EXERCISE OBJECTIVE
Look through the records that follow. Copy every line containing the word "React".

-------- PROVIDED DATA --------

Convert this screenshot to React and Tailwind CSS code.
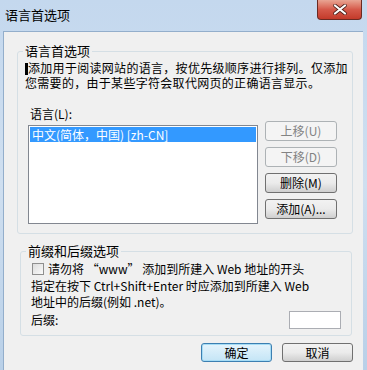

--------
-------- PROVIDED DATA --------

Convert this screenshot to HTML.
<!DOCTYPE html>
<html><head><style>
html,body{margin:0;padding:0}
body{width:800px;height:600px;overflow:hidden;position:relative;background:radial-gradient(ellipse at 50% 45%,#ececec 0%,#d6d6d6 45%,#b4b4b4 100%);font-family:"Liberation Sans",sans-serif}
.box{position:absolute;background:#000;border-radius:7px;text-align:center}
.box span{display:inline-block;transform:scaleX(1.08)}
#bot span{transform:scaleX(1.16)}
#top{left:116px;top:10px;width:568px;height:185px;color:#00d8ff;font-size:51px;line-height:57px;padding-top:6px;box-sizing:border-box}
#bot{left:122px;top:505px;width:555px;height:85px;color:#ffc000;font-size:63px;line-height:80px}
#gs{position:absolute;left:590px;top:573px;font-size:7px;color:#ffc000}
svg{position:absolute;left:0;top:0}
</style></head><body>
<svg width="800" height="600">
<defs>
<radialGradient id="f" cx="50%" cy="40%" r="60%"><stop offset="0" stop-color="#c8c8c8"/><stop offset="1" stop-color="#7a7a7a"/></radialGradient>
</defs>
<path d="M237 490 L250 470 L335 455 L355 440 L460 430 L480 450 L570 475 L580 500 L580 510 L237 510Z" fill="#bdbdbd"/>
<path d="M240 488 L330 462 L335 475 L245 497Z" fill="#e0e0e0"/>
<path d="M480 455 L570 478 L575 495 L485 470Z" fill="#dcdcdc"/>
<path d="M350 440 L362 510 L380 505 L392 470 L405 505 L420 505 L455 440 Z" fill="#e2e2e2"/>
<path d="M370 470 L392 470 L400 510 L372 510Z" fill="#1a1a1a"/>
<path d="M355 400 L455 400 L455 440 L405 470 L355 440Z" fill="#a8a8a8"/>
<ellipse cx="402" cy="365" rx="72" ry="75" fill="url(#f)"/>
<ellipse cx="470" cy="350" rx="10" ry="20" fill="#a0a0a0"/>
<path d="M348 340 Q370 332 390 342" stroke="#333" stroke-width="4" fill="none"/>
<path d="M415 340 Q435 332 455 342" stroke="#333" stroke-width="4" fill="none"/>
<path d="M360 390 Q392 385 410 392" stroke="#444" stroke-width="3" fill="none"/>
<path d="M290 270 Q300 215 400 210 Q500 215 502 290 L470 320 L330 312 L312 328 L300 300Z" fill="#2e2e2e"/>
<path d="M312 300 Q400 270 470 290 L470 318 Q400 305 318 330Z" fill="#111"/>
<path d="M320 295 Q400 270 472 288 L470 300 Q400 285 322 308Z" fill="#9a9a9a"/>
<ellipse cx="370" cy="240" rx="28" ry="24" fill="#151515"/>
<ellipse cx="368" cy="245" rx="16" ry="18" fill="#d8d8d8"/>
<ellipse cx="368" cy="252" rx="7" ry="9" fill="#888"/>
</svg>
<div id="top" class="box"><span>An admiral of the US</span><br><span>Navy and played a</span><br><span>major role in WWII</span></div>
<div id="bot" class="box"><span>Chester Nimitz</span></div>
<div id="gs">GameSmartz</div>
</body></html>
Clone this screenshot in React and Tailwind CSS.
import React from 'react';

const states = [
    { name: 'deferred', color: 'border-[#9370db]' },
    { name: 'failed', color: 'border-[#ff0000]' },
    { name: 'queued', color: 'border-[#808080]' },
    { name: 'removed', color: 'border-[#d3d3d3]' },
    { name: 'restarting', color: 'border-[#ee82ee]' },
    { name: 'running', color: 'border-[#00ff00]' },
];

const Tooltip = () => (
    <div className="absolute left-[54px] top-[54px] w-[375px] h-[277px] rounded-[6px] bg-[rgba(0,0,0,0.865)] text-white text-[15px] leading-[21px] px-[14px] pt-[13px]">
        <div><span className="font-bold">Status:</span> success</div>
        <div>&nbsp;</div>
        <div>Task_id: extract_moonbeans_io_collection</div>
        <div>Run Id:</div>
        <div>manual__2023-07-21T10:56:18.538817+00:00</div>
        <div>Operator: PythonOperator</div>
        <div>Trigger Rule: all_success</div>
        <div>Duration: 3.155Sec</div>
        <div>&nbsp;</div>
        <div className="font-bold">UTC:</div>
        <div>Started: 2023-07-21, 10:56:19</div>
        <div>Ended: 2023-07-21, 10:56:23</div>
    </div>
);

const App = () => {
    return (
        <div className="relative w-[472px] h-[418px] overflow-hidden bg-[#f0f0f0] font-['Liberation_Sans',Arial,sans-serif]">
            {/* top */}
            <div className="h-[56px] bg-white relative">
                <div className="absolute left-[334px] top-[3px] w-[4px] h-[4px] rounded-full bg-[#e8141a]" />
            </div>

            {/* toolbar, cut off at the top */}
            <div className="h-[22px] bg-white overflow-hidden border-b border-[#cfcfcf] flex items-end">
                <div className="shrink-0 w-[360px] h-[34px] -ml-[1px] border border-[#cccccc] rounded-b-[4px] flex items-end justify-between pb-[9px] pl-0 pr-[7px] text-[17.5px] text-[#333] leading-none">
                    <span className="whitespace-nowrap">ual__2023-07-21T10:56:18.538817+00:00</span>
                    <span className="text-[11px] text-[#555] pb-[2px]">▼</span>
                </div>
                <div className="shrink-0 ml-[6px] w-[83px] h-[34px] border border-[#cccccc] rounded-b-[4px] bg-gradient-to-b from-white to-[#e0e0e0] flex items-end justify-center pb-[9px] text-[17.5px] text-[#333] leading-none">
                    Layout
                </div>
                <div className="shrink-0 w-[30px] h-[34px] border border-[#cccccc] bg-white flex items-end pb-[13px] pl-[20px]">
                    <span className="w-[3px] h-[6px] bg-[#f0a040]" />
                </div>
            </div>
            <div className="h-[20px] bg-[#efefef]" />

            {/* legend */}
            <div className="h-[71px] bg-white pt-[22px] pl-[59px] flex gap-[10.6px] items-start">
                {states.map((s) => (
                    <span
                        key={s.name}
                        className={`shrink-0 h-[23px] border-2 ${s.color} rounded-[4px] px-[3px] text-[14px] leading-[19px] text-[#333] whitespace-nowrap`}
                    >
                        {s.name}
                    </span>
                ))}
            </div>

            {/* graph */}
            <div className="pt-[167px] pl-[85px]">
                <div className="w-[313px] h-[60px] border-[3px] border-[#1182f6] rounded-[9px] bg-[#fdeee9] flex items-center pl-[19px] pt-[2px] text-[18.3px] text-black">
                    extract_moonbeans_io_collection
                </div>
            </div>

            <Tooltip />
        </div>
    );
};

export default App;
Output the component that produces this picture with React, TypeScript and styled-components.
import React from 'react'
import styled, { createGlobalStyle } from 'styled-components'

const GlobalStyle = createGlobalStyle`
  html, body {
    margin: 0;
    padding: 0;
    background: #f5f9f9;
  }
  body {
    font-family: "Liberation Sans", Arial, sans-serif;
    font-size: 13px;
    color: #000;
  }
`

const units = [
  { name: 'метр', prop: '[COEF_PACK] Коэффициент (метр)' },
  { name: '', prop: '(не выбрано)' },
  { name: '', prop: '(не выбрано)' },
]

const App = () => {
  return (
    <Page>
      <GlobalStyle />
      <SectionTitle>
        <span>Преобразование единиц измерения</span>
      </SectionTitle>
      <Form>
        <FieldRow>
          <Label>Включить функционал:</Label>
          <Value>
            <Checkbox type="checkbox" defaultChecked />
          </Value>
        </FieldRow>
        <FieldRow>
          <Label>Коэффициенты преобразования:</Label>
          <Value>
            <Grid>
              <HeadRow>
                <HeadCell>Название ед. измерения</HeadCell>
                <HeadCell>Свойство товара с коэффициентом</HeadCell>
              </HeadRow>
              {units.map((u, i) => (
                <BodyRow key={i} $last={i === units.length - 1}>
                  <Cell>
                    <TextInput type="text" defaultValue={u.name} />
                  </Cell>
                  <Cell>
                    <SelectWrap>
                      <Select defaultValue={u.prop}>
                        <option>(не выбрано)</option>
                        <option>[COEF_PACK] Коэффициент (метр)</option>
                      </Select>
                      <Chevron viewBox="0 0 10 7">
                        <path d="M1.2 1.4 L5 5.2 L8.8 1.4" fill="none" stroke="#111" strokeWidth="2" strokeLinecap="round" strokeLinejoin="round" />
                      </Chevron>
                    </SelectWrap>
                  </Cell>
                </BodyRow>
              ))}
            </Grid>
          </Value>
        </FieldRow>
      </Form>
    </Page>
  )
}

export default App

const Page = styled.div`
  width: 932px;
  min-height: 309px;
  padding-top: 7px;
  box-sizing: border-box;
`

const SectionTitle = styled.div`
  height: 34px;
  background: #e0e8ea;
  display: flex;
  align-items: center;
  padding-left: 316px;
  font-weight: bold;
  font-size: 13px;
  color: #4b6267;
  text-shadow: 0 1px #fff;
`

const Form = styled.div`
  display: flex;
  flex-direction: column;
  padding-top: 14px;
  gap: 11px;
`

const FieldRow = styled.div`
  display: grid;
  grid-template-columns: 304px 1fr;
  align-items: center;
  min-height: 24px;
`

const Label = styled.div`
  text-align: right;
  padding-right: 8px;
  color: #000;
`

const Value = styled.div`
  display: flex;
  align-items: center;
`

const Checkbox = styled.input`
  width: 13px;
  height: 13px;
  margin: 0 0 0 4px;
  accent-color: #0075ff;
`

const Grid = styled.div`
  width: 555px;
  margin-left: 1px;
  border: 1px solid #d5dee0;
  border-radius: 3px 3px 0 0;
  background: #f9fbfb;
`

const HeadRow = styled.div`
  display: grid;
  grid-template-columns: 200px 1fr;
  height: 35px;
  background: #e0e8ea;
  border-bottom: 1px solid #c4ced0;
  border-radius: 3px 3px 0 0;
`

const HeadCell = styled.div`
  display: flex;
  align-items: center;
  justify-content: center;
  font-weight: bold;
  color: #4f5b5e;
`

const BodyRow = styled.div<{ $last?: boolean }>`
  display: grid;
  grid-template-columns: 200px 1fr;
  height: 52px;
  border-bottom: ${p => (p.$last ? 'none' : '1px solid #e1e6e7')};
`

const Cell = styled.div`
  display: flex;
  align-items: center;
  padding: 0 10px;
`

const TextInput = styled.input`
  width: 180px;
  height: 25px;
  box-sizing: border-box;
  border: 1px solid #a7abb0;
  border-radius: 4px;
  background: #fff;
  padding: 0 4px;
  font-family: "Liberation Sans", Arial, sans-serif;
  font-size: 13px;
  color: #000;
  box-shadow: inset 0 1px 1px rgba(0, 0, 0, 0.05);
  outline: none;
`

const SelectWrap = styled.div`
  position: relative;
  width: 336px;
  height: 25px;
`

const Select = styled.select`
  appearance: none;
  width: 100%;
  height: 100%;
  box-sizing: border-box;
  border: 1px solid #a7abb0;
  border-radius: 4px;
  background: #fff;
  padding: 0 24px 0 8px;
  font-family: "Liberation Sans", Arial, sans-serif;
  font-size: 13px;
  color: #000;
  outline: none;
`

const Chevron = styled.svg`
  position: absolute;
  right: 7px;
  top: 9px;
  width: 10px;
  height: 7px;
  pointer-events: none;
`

--------

RIGHT ANSWER
Convert this screenshot to React and Tailwind CSS code.
Clone this screenshot in React and Tailwind CSS.
import React from 'react';
Output the component that produces this picture with React, TypeScript and styled-components.
import React from 'react'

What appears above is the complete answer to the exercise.